Para todo ello puede servir la magnífica serie Red flags, que escrita por Nando López y Estel Díaz, acaba de estrenarse en Atresplayer. Con el lenguaje que utilizan a diario nuestros hijos e hijas, y sin ningún tipo de subrayado que evidencie la superioridad de la mirada adulta, la serie nos presenta a cuatro personajes en los que vemos buena parte de los malestares que hoy aquejan a la adolescencia. Con la presencia impagable de unos actores y unas actrices que dan cuerpo y verdad a los personajes, en los episodios asistimos a buena parte de los procesos que hoy hacen de las vidas de tantos chicas y chicos un escenario tan problemático.
La presión de las redes sociales para responder a unos cuerpos hegemónicos, la masculinidad patriarcal reproducida por jovencitos que necesitan de la fratría para sostenerse, la violencia en el amor y en el sexo, la búsqueda de experiencias como acontecimientos que den sentido a la existencia, las soledades y la indefensión frente a unas redes salvajes. Todo ello sin que tengamos que aguantar, como en otros productos recientes, a maestros dando el sermón o a padres y madres tan perdidos o más que sus hijos e hijas. Aquí los protagonistas son ellos y ellas, y elles, a quienes vemos transitar por un mar de dudas, entre la fluidez bienvenida de los géneros rotos y las exigencias externas de responder a un prototipo, entre la pulsión de la juventud que reclama vibrar y los miedos a equivocarse y caer por el precipicio.
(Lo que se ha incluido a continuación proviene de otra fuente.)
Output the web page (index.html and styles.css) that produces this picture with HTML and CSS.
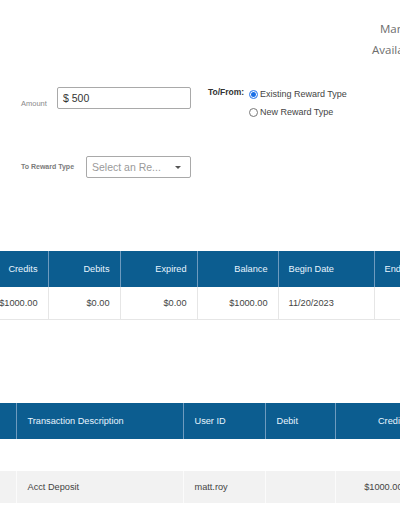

Red flags es una de series que deberían ver los padres y las madres, pero también quienes se dedican profesionalmente a educar, para, desde la empatía y el reconocimiento de esos jóvenes, empezar a darse cuenta de que quizás haga falta más acompañamiento que castigo, más escucha que clases magistrales, más atención a la diversidad que imposición de lo normativo. Más tiempo y menos prisas, más conversación y menos recetas mágicas. Nos va el futuro de Toni, Erika, Luna y Walter en ello. Nos va el futuro, así, a secas, en ello.